#### Exercise:
Every line that holds the string "styles" is to be identified and copied.

** START **

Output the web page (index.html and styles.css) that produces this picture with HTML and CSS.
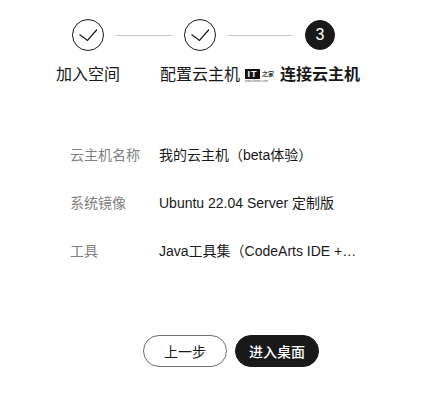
FILE: index.html
```html
<!DOCTYPE html>
<html lang="zh-CN">

<head>
    <meta charset="UTF-8">
    <title>连接云主机</title>
    <link rel="stylesheet" href="styles.css">
</head>

<body>
    <div class="wizard">
        <div class="step-track">
            <div class="step-circle">
                <svg width="32" height="32" viewBox="0 0 32 32"><path d="M7.5 15.5L15.5 21.5L25 10.5" /></svg>
            </div>
            <div class="step-line line-short"></div>
            <div class="step-circle">
                <svg width="32" height="32" viewBox="0 0 32 32"><path d="M7.5 15.5L15.5 21.5L25 10.5" /></svg>
            </div>
            <div class="step-line line-long"></div>
            <div class="step-circle current">3</div>
        </div>

        <div class="step-labels">
            <div class="step-label">加入空间</div>
            <div class="step-label">配置云主机</div>
            <div class="step-label current">连接云主机</div>
        </div>

        <div class="watermark">
            <div class="watermark-top">
                <span class="watermark-it">IT</span>
                <span class="watermark-home">之家</span>
            </div>
            <div class="watermark-url">www.ithome.com</div>
        </div>

        <div class="details">
            <div class="detail-row">
                <div class="detail-name">云主机名称</div>
                <div class="detail-value">我的云主机（beta体验）</div>
            </div>
            <div class="detail-row">
                <div class="detail-name">系统镜像</div>
                <div class="detail-value">Ubuntu 22.04 Server 定制版</div>
            </div>
            <div class="detail-row">
                <div class="detail-name">工具</div>
                <div class="detail-value">Java工具集（CodeArts IDE +…</div>
            </div>
        </div>

        <div class="actions">
            <button class="btn">上一步</button>
            <button class="btn btn-primary">进入桌面</button>
        </div>
    </div>
</body>

</html>
```

FILE: styles.css
```css
* {
    box-sizing: border-box;
}

body {
    margin: 0;
    background: #fff;
    color: #191919;
    font-family: "Liberation Sans", "Noto Sans CJK SC", sans-serif;
}

.wizard {
    position: relative;
    width: 430px;
    height: 409px;
    padding-top: 19px;
}

.step-track {
    display: flex;
    align-items: center;
    padding-left: 72px;
}

.step-circle {
    width: 32px;
    height: 32px;
    border: 1px solid #191919;
    border-radius: 50%;
    display: flex;
    align-items: center;
    justify-content: center;
    flex-shrink: 0;
}

.step-circle svg {
    margin: -1px;
    fill: none;
    stroke: #191919;
    stroke-width: 1.2;
}

.step-circle.current {
    width: 30px;
    height: 30px;
    margin-left: 1px;
    background: #191919;
    color: #fff;
    font-size: 16px;
}

.step-line {
    height: 1px;
    margin: 0 12px;
    background: #c8c8c8;
}

.line-short {
    width: 56px;
}

.line-long {
    width: 64px;
}

.step-labels {
    display: flex;
    gap: 40px;
    padding-left: 56px;
    margin-top: 12px;
}

.step-label {
    font-size: 16px;
    line-height: 24px;
}

.step-label.current {
    font-weight: bold;
}

.watermark {
    position: absolute;
    left: 245px;
    top: 68px;
    width: 29px;
}

.watermark-top {
    display: flex;
    justify-content: space-between;
    align-items: center;
    height: 11px;
}

.watermark-it {
    width: 15px;
    height: 10px;
    background: #111;
    color: #fff;
    font-size: 9px;
    line-height: 10px;
    font-weight: bold;
    letter-spacing: 1px;
    text-align: center;
}

.watermark-home {
    font-size: 6px;
    line-height: 10px;
    font-weight: bold;
    color: #333;
}

.watermark-url {
    font-size: 3px;
    line-height: 4px;
    color: #555;
    white-space: nowrap;
}

.details {
    margin-top: 56px;
    padding-left: 70px;
}

.detail-row {
    display: flex;
    height: 48px;
    font-size: 14px;
    line-height: 24px;
}

.detail-name {
    width: 89px;
    color: #808080;
    flex-shrink: 0;
}

.detail-value {
    color: #191919;
    white-space: nowrap;
}

.actions {
    display: flex;
    justify-content: center;
    gap: 8px;
    margin-top: 48px;
    padding-left: 32px;
}

.btn {
    width: 84px;
    height: 32px;
    border: 1px solid #707070;
    border-radius: 16px;
    background: #fff;
    color: #191919;
    font-family: inherit;
    font-size: 14px;
    padding: 0;
}

.btn-primary {
    background: #191919;
    border-color: #191919;
    color: #fff;
    font-weight: 500;
}
```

** END **

#### Solution to the problem:
Output the web page (index.html and styles.css) that produces this picture with HTML and CSS.
    <link rel="stylesheet" href="styles.css">
FILE: styles.css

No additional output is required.